California has become the fifth US state to permit terminally ill patients to legally end their lives with the help of a doctor. Governor Jerry Brown signed the bill into law on Monday morning, against the objections of religious groups including the Catholic Church.
The bill passed through the California Assembly last month, but Mr Brown, a Catholic who at one point planned to become a priest, had taken weeks to sign it, during which time he discussed the issue with many people, including two of his own doctors and a Catholic bishop.
“In the end, I was left to reflect on what I would want in the face of my own death,” he said in a statement explaining his decision. “I do not know what I would do if I were dying in prolonged and excruciating pain. I am certain, however, that it would be a comfort to be able to consider the options afforded by this bill.”

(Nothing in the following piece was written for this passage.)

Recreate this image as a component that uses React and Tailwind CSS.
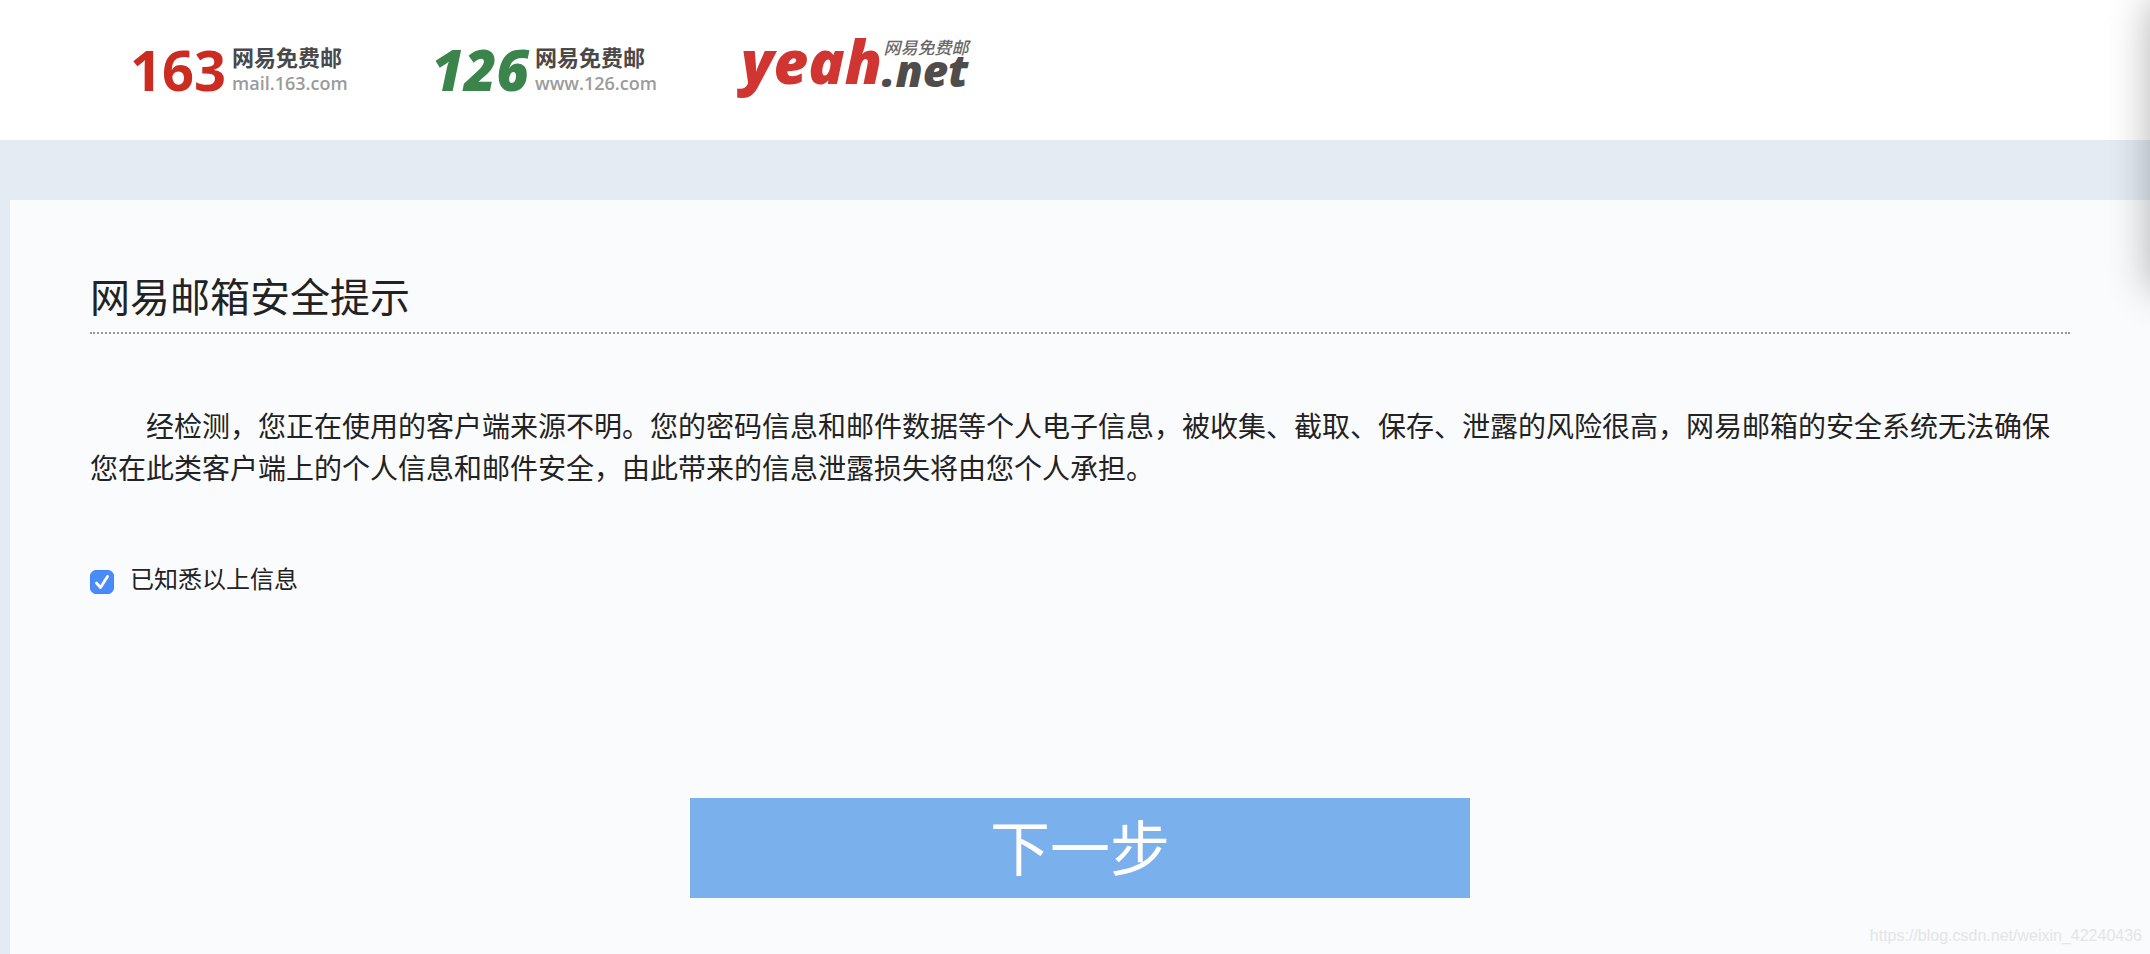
import { useState } from "react";

const NUMBER_LOGOS = [
  {
    name: "163",
    site: "mail.163.com",
    href: "#mail-163",
    className: "font-bold text-[#cb2b20]",
  },
  {
    name: "126",
    site: "www.126.com",
    href: "#mail-126",
    className: "font-extrabold italic text-[#3b844c]",
  },
];

function NumberLogo({ name, site, href, className }) {
  return (
    <a href={href} className="flex items-center gap-1.5">
      <span className={`text-[56px] leading-[54px] font-['Open_Sans','Noto_Sans',sans-serif] ${className}`}>
        {name}
      </span>
      <span className="flex flex-col">
        <span className="text-[22px] leading-[28px] font-bold text-[#4a4848]">网易免费邮</span>
        <span className="text-[18px] leading-[26px] font-semibold text-[#9b9b9b] font-['Open_Sans','Noto_Sans',sans-serif]">
          {site}
        </span>
      </span>
    </a>
  );
}

function YeahLogo() {
  return (
    <a href="#yeah" className="flex items-end pb-4 italic font-extrabold font-['Open_Sans','Noto_Sans_CJK_SC',sans-serif]">
      <span className="text-[60px] leading-[60px] text-[#d03532]">yeah</span>
      <span className="flex flex-col items-end">
        <span className="-mb-2 text-[17px] leading-[18px] font-medium text-[#6a6868]">网易免费邮</span>
        <span className="text-[44px] leading-[42px] text-[#504c4c]">.net</span>
      </span>
    </a>
  );
}

function Checkbox({ id, checked, onChange }) {
  return (
    <span className="grid size-6 shrink-0">
      <input
        id={id}
        type="checkbox"
        checked={checked}
        onChange={(e) => onChange(e.target.checked)}
        className="col-start-1 row-start-1 size-6 appearance-none rounded-md border border-gray-400 bg-white checked:border-[#4485f4] checked:bg-[#4b8bf8]"
      />
      {checked && (
        <svg viewBox="0 0 24 24" className="pointer-events-none col-start-1 row-start-1 size-6" fill="none">
          <path
            d="M6.5 13 L10.5 17.5 L17.5 6.5"
            stroke="white"
            strokeWidth="2.8"
            strokeLinecap="round"
            strokeLinejoin="round"
          />
        </svg>
      )}
    </span>
  );
}

export default function App() {
  const [agreed, setAgreed] = useState(true);

  return (
    <div className="relative flex min-h-screen flex-col overflow-hidden bg-[#e4ebf3] text-[#222] font-['Noto_Sans_CJK_SC',sans-serif]">
      {/* Header */}
      <header className="flex h-[140px] items-center gap-[84px] bg-white pb-0.5 pl-[130px]">
        {NUMBER_LOGOS.map((logo) => (
          <NumberLogo key={logo.name} {...logo} />
        ))}
        <YeahLogo />
      </header>

      {/* Notice */}
      <main className="mt-[60px] ml-2.5 flex flex-1 flex-col bg-[#fafbfd] px-20 pt-[66px] pb-14">
        <h1 className="border-b-2 border-dotted border-[#999] pb-2 text-[40px] leading-[58px]">
          网易邮箱安全提示
        </h1>

        <p className="mt-[70px] indent-14 text-[28px] leading-[42px]">
          经检测，您正在使用的客户端来源不明。您的密码信息和邮件数据等个人电子信息，被收集、截取、保存、泄露的风险很高，网易邮箱的安全系统无法确保您在此类客户端上的个人信息和邮件安全，由此带来的信息泄露损失将由您个人承担。
        </p>

        <div className="mt-[74px] flex items-end gap-4">
          <Checkbox id="agree" checked={agreed} onChange={setAgreed} />
          <label htmlFor="agree" className="text-[24px] leading-8">
            已知悉以上信息
          </label>
        </div>

        <button
          type="button"
          disabled={!agreed}
          className="mt-[204px] h-[100px] w-[780px] max-w-full self-center bg-[#7ab1ed] pb-1.5 text-[60px] leading-none text-white disabled:opacity-50"
        >
          下一步
        </button>
      </main>

      {/* Shadow of the panel that sits off the right edge */}
      <div className="pointer-events-none absolute top-0 left-full h-[290px] w-40 shadow-[0_0_40px_rgba(0,0,0,0.3)]" />

      <span className="pointer-events-none absolute right-2 bottom-1.5 text-[16px] text-[#e4e5e7] font-['Liberation_Sans',sans-serif]">
        https://blog.csdn.net/weixin_42240436
      </span>
    </div>
  );
}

The law says terminally ill patients who have been given six months or less to live may end their own lives using drugs approved by two doctors. The patient must be physically capable of administering the drugs themselves, and two witnesses must be present when they do so.
The right-to-die movement pressed for the bill following the death of Brittany Maynard, a 29-year-old newlywed diagnosed with terminal cancer, who moved from California to Oregon to end her life last year. Oregon’s right-to-die law, known as Death With Dignity, went into effect in 1997.
Vermont, Montana and Washington state also have similar laws in place. Following Ms Maynard’s death, around half of all US states are now looking at enacting similar legislation.